While leveraging AI may enhance product discovery, it does not fundamentally alter the core economic challenge facing the retailer. The dominant consumer trend remains a value-seeking one, with shoppers increasingly "trading down." Target's primary obstacle is preserving basket quality and traffic in a market defined by this behavior, a task technology alone cannot solve.
4.3 Private Credit: Blue Owl Reverses Merger, Highlighting Liquidity Concerns
Blue Owl recently halted its planned merger of its non-traded OBDC II fund into the publicly traded OBDC, citing "investor resistance and share-price volatility." The reversal is a significant signal for the private credit market, as it reinstates quarterly liquidity options for OBDC II investors and, crucially, removes the risk of forced redemptions crystallising paper losses.
This episode exposes high investor sensitivity to changes in liquidity terms, particularly amid concerns about crowded trades in AI-data-center lending. It underscores that as the asset class matures, sponsors must prioritize greater transparency regarding liquidity and viable exit options to maintain investor confidence.

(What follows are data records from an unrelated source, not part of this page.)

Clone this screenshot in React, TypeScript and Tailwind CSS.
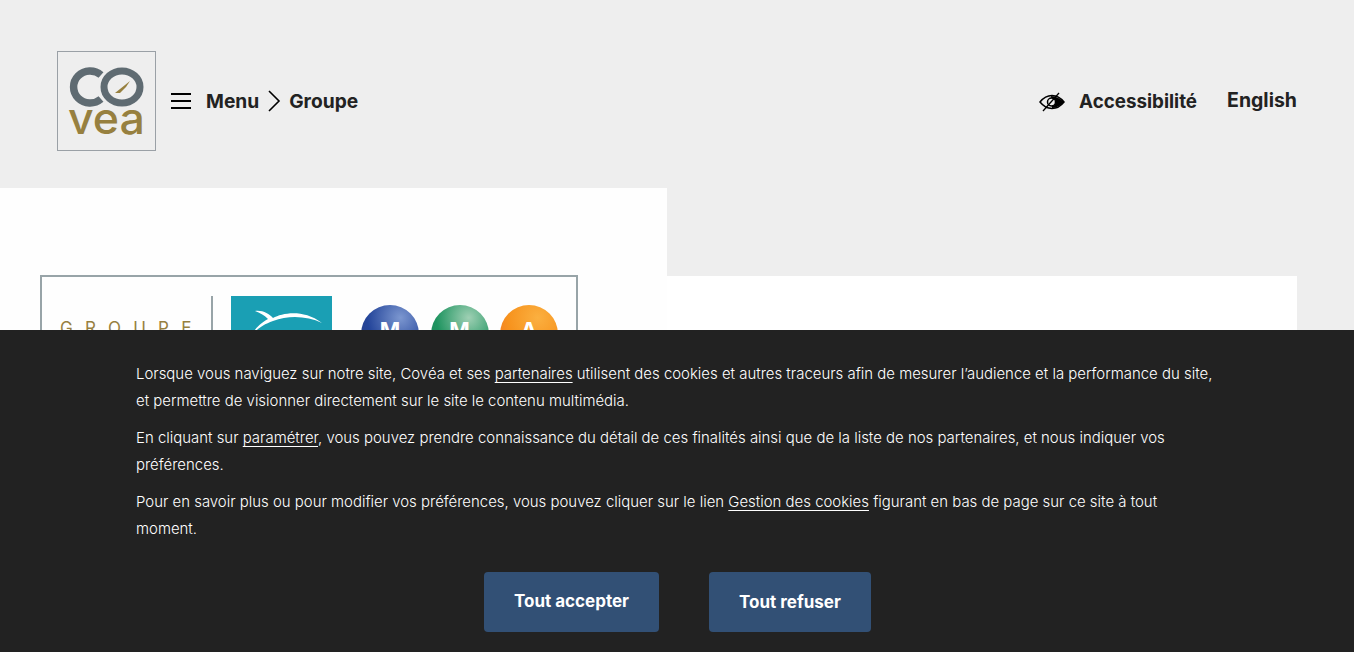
function Circle({ bg, letter }: { bg: string; letter: string }) {
  return (
    <div className={`flex h-[58px] w-[58px] items-start justify-center rounded-full pt-[12px] text-[22px] leading-[26px] ${bg}`}>
      {letter}
    </div>
  );
}

export default function App() {
  const font = { fontFamily: '"Inter","Liberation Sans",sans-serif' };
  const link = "underline underline-offset-[3px]";
  return (
    <div style={font} className="relative h-[652px] w-[1366px] overflow-hidden bg-white">
      <div className="h-[652px] w-[1354px] bg-[#eeeeee]">
        <header className="flex h-[188px] items-center justify-between px-[57px] pt-[14px]">
          <div className="flex items-center">
            <div className="h-[100px] w-[99px] border border-[#9aa0a6]">
              <svg viewBox="0 0 97 98" className="h-full w-full">
                <path d="M43 23 A16.5 16 0 1 0 43 47" fill="none" stroke="#5f6b72" strokeWidth="7.5" />
                <ellipse cx="64" cy="35" rx="18" ry="16" fill="none" stroke="#5f6b72" strokeWidth="7" />
                <path d="M57 41 L72 29 L68 35 L62 41 Z" fill="#97803f" />
                <text x="10" y="82" fontSize="44" fontWeight="500" fill="#97803f" fontFamily="Inter" textLength="77" lengthAdjust="spacingAndGlyphs">vea</text>
              </svg>
            </div>
            <svg width="20" height="16" viewBox="0 0 20 16" className="ml-[15px]">
              <path d="M0 1h20M0 8h20M0 15h20" stroke="#000" strokeWidth="2" />
            </svg>
            <span className="ml-[15px] text-[19.2px] font-bold text-[#222222]">Menu</span>
            <svg width="14" height="22" viewBox="0 0 14 22" className="ml-[8px]">
              <path d="M2 1l10 10L2 21" fill="none" stroke="#000" strokeWidth="1.6" />
            </svg>
            <span className="ml-[8px] text-[19.2px] font-bold text-[#222222]">Groupe</span>
          </div>
          <div className="flex items-center">
            <svg width="26" height="20" viewBox="0 0 26 20" className="mt-[2px]">
              <path d="M1 10C5 5 9 3.5 13 3.5S21 5 25 10C21 15 17 16.5 13 16.5S5 15 1 10Z" fill="none" stroke="#000" strokeWidth="1.5" />
              <path d="M12 4C17 4 21 6.5 25 10C21 14 17 16 13 16Z" fill="#000" />
              <circle cx="12.5" cy="10" r="4" fill="#eeeeee" stroke="#000" strokeWidth="1.5" />
              <path d="M20 1L4 19" stroke="#000" strokeWidth="1.3" />
            </svg>
            <span className="ml-[14px] mt-[2px] text-[18.8px] font-bold text-[#222222]">Accessibilité</span>
            <span className="ml-[30px] text-[19.5px] font-bold text-[#222222]">English</span>
          </div>
        </header>
        <main className="flex pr-[57px]">
          <div className="h-[464px] w-[667px] bg-[#fefefe] pl-[40px] pt-[87px]">
            <div className="flex h-[200px] w-[538px] border-2 border-[#98a4a8] pl-[18px] pt-[19px]">
              <div className="w-[151px] pt-[19px] text-[17px] leading-[26px] tracking-[12.2px] text-[#97803f]">GROUPE</div>
              <div className="h-[100px] w-[2px] bg-[#98a4a8]" />
              <div className="ml-[18px] h-[100px] w-[101px] bg-[#1a9fb4]">
                <svg viewBox="0 0 101 100" className="h-full w-full">
                  <path d="M24 15C32 14 38 18 42 22C52 17 72 13 91 27C76 20 58 19 42 25C34 28 28 31 22 38C24 32 30 27 37 23C33 19 29 17 24 15Z" fill="#fff" />
                </svg>
              </div>
              <div className="ml-[29px] mt-[9px] flex gap-[11.5px] font-bold text-white">
                <Circle bg="bg-[radial-gradient(circle_at_68%_22%,#7c97d0,#24459a_55%,#2c3a78)]" letter="M" />
                <Circle bg="bg-[radial-gradient(circle_at_65%_22%,#9fd0b4,#1f9460_55%,#1c7d55)]" letter="M" />
                <Circle bg="bg-[radial-gradient(circle_at_65%_22%,#fbb040,#f7931e_50%,#ee6a2b)]" letter="A" />
              </div>
            </div>
          </div>
          <div className="mt-[88px] h-[376px] flex-1 bg-white" />
        </main>
      </div>
      <div className="absolute bottom-0 left-0 h-[322px] w-[1354px] bg-[#222222] pl-[136px] pr-[138px] pt-[31px] text-[14.95px] font-light leading-[27px] text-white">
        <p className="mb-[10px]">Lorsque vous naviguez sur notre site, Covéa et ses <span className={link}>partenaires</span> utilisent des cookies et autres traceurs afin de mesurer l’audience et la performance du site, et permettre de visionner directement sur le site le contenu multimédia.</p>
        <p className="mb-[10px]">En cliquant sur <span className={link}>paramétrer</span>, vous pouvez prendre connaissance du détail de ces finalités ainsi que de la liste de nos partenaires, et nous indiquer vos préférences.</p>
        <p>Pour en savoir plus ou pour modifier vos préférences, vous pouvez cliquer sur le lien <span className={link}>Gestion des cookies</span> figurant en bas de page sur ce site à tout moment.</p>
        <div className="mt-[29px] flex justify-center gap-[50px] pl-[3px]">
          <button className="h-[60px] w-[175px] rounded bg-[#325075] pb-[1px] text-[17px] font-bold">Tout accepter</button>
          <button className="h-[60px] w-[162px] rounded bg-[#325075] text-[17px] font-bold">Tout refuser</button>
        </div>
      </div>
    </div>
  );
}
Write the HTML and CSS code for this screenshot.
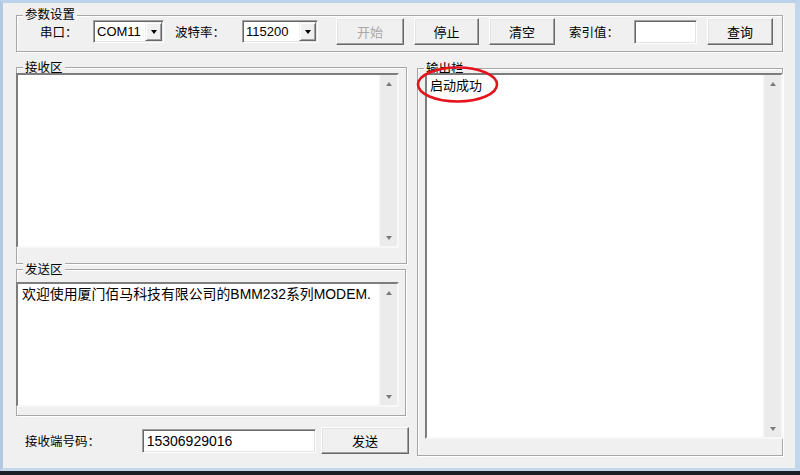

4.4 Autonomous Vehicles: Tesla's Incremental Progress in a Regulated Landscape
Tesla has secured a permit to operate a paid robotaxi service in Arizona, expanding its operational footprint. However, the permit comes with a key limitation: it still requires a human safety driver. Fully driverless operations, the key to the model's profitability, are subject to separate approvals.
This development highlights how state-level regulators are the primary gatekeepers shaping the pace of autonomous vehicle deployment. While each new jurisdiction allows Tesla to build valuable operational data, the business model's economics will not fundamentally shift until fully driverless permits—enabling higher asset utilization—are secured.
These corporate stories underscore the varied ways companies are adapting to a landscape of opportunity and constraint, leading to several key themes for investors to monitor.
5.0 Forward Outlook: Key Signposts for Investors
Looking ahead, several key areas warrant close monitoring as they will likely shape market direction and risk appetite in the coming weeks and months.
• Enterprise AI Demand: The market's reaction to Nvidia's earnings and its outlook for corporate tech spending will be a crucial test for the technology sector's leadership.
• Federal Reserve Policy: Any further signals of political influence on monetary policy could introduce a risk premium into long-term assets, including U.S. Treasuries and the dollar.
• Housing Market Vitality: Weekly data on mortgage demand will offer ongoing insight into the health of the consumer and the broader economy's sensitivity to rates.
• Private Credit Liquidity: Emerging trends in investor sentiment and fund structures across private credit vehicles will be critical to watch for signs of market stress or stability.
• Autonomous Vehicle Regulation: Decisions from state-level regulators will continue to dictate the pace of commercialization and ultimate profitability for the autonomous vehicle industry.